João Reis foi o primeiro a ser abordado por Marcos Barbosa e confessa que teve alguma relutância inicial em aceitar o papel porque "como sabia que a Catarina também ia participar no espetáculo a primeira preocupação foi conciliar agendas” e, mesmo ultrapassada esta questão, quando leu o texto pela primeira vez, "fiquei um bocadinho assustado porque é um registo e um tom um pouco difícil de encontrar para este espetáculo porque é um género de texto que eu não faço habitualmente e demorei ainda algum tempo a tomar uma decisão”.

"Mas ainda bem que disse sim porque, de fato, não só o ambiente entre nós é extraordinário como o texto se revelou como sendo muito poderoso, engraçado e interessante. Nunca tinha trabalhado com nenhum deles em teatro e são pessoas muito generosas e muito disponíveis que é aquilo que se quer e que se deseja quando se está a fazer teatro porque estamos muito tempo juntos a trabalhar sobre um texto que, neste caso, eu acho que é particularmente difícil, mas como sentimos tanta empatia uns pelos outros, o processo tem sido fácil".

A atriz e apresentadora Catarina Furtado encarna a personagem Bambi que, nas suas palavras, é "alguém que teve uma vida dificílima, com uma imensa incapacidade para tomar conta e lidar com a dor, carente, insegura e instável. Eu adoro-a, acho que ela precisa de algum colo” e revela que o regresso ao teatro era algo de que “já sentia ressaca de saudade”.

"Tenho a minha vida cheia de gavetas e, às vezes, não é muito fácil gerir as agendas, mas representar é uma parte muito grande de mim que, por causa do meu outro lado que também é importante para a minha sobrevivência mental, eu acabo por fazer menos vezes do que aquilo que gostaria. No ano passado e há dois anos tinha representado apenas em televisão e estava mesmo com muitas saudades do palco e do teatro. Achei que era a altura, era o elenco certo, a peça e o encenador certos e, por isso, faria muito sentido. Estou muito feliz por ter aceitado entrar neste desafio e tem sido maravilhoso trabalhar com eles os três e, em particular, com a Manuela porque tenho aprendido imenso, tem sido uma escola gratuita e um enorme privilégio".

Manuela Couto retribui os elogios e considera que Catarina revelou-se "a grande maravilha deste processo porque é uma pessoa fascinante, muito talentosa e uma mulher dos sete ofícios, o que eu admiro imenso porque eu não conseguiria fazer tanta coisa e bem!

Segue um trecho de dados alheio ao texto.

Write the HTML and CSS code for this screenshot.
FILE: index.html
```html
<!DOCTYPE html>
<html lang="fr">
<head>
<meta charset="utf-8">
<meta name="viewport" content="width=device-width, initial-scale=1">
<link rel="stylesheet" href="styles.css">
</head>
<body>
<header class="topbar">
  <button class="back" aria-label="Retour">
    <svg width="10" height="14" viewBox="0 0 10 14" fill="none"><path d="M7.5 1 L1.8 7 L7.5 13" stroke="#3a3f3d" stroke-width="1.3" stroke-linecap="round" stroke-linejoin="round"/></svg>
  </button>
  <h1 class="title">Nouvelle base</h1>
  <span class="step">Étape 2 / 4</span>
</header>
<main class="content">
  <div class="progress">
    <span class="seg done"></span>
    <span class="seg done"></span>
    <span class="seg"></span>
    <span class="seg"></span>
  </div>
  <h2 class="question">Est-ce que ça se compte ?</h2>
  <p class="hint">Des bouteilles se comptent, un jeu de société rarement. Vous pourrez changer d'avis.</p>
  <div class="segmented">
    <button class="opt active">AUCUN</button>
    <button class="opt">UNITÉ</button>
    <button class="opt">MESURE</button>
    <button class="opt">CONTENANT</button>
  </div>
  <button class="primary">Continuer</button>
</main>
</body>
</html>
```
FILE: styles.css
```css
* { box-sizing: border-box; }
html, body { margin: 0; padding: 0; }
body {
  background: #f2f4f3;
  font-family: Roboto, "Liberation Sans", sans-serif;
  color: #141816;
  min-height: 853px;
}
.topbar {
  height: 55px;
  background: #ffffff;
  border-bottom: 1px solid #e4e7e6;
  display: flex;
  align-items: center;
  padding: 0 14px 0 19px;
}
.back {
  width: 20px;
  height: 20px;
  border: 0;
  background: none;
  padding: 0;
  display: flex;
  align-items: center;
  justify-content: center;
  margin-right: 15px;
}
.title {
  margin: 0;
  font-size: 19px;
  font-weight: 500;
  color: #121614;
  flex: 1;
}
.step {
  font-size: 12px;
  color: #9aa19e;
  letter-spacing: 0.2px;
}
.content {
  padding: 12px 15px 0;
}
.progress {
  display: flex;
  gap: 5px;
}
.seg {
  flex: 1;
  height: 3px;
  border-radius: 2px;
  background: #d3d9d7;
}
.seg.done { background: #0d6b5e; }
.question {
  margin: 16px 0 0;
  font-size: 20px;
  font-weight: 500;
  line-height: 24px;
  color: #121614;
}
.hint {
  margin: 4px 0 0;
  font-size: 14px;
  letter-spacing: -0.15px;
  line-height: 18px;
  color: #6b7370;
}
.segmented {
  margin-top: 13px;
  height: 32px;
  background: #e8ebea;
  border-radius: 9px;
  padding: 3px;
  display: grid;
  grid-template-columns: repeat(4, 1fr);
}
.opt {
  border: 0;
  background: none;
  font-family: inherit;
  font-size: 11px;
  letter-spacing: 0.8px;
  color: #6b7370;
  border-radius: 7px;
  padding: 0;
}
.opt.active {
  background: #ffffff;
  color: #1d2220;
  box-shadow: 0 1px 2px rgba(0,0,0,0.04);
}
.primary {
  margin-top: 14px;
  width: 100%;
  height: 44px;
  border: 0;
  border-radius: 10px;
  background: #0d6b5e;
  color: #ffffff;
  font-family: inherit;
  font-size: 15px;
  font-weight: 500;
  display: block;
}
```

É muito focada, trabalhadora e foi um prazer vê-la a crescer de dia para dia".

A atriz que veste a pele de Margarida confessou que foi uma novidade "arrancar” com duas personagens ao mesmo tempo “porque quando começámos a ensaiar também começaram as gravações da novela “Ouro Verde” e são processos criativos simultâneos e em que temos que estar muito focados em cada uma delas o que é emocionalmente desgastante”, mas as expetativas são “boas e acho que as pessoas vão gostar”.

"Trata-se da nossa condição de sermos finitos com a ânsia de sermos infinitos. Nós todos vamos morrer um dia e nenhum de nós está preparado para isso e devíamos encarar isso de uma forma mais desprendida”.

Também Marcos Barbosa espera que "as casas estejam cheias e que as pessoas venham ver um texto que é uma história muito simples, mas que toca a toda a gente, e que é por vezes divertida e outras vezes dramática e que possam utilizar isso para as suas próprias vidas, que possam refletir, que passem a palavra e façam com que mais pessoas venham assistir a cada vez mais peças de teatro num país onde se faz muito e bom teatro.”

A peça vai estar em Lisboa de 11 a 22 de janeiro, às quintas, sextas e sábados, às 21h30 e aos domingos, às 17 horas. Os preços variam entre os 15 e os 18 euros.